A pupil premium is not a bad idea. As the Lib Dems envisaged it in their manifesto, it would provide schools with an extra £2,400 a year for every poor pupil on their rolls, at a total cost of £2.5bn. While the coalition agreement endorsed a "significant" premium, it declined to specify a sum, though it did promise it would be funded from outside the schools budget.

But unless a pupil premium is wholly new money, is linked to strong outcome measures related to social mobility and to a much more equitable approach to school admissions, it is unlikely to achieve its objectives.

So, good idea, if it's new money.  So will Nick and his supporters be rushing to object now that Michael Gove has admitted publicly that, er, it's not new money, and some of it will come from trimming the budgets of other schools, thus robbing Peter to pay Paul? 

The £2.5bn policy - a key Lib Dem manifesto pledge - will increase the budgets of schools in England with a higher proportion of poorer children.

But Mr Gove told BBC1's Politics Show this would mean some schools "will have less".

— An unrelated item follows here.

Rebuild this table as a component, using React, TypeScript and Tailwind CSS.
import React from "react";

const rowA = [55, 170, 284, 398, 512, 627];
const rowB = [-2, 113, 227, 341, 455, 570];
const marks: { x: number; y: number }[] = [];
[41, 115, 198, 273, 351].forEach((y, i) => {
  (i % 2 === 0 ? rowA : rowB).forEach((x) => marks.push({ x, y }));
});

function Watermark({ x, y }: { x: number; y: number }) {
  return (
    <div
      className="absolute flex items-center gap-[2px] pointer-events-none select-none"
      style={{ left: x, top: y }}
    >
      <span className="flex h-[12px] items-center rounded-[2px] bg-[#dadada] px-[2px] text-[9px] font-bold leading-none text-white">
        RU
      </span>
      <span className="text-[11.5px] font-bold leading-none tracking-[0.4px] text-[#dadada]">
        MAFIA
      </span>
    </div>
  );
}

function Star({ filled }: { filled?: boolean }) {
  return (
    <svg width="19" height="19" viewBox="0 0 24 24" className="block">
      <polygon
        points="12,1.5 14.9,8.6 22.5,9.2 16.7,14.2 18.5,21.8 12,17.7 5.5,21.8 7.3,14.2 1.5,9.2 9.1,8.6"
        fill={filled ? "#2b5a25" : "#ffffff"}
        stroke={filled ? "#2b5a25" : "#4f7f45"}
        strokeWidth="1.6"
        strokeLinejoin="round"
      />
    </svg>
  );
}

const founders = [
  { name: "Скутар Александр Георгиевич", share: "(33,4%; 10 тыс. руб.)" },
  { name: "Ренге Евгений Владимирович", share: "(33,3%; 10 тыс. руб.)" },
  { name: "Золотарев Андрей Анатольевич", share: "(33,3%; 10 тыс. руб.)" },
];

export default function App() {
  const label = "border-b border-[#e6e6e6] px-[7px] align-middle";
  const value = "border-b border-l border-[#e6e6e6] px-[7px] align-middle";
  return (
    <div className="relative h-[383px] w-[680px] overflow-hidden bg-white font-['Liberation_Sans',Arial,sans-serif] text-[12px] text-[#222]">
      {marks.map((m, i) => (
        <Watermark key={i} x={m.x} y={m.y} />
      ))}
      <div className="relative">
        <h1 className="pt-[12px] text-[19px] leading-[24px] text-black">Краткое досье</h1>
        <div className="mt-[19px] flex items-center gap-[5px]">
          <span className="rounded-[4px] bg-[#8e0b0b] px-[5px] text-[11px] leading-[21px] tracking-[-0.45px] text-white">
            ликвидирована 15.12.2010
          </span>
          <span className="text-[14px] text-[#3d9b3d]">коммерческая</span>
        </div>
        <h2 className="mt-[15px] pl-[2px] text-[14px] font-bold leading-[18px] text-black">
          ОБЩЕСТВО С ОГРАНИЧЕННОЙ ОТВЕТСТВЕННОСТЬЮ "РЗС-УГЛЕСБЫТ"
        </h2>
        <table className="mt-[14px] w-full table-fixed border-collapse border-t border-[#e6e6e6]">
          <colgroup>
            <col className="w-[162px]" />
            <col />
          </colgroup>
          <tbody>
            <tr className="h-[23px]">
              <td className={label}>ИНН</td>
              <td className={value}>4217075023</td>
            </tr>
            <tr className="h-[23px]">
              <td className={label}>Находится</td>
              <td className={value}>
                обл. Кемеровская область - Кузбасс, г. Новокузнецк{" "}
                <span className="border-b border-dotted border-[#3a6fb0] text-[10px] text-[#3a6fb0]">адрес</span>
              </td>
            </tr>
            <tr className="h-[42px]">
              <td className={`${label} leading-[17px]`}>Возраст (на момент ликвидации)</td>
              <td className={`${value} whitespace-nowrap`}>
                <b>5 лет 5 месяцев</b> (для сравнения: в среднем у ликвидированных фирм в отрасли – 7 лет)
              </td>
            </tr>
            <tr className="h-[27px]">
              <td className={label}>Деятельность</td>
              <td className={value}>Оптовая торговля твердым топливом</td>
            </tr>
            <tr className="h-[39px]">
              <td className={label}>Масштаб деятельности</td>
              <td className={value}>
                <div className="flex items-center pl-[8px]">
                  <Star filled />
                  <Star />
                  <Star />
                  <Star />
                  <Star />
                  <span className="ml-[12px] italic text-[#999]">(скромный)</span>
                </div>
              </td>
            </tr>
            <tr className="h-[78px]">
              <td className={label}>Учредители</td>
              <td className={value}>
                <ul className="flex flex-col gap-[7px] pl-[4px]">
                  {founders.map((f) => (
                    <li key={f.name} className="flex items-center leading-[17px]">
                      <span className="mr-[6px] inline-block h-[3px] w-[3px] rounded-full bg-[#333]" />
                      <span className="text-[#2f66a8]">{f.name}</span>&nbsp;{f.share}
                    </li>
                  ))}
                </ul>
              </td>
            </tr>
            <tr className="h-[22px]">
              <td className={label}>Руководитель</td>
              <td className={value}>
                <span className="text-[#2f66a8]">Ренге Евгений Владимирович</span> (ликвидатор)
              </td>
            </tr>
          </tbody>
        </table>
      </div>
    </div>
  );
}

Somehow we doubt it, although Simon Hughes appears to have discovered his backbone again, and is making bleating noises, telling Channel 4 News:

...we wanted a pupil premium that was an add on. If it's not..then again there is clearly work to be done

It's an important crunch point this - if the reaction to a fairly calculated unilateral snub to a policy clearly stated in the Coalition Agreement as involving new money is as muted as we expect, then it's another step to the removal of any expectation of the Lib Dems acting as the cuddly, caring brake on the Tory juggernaut.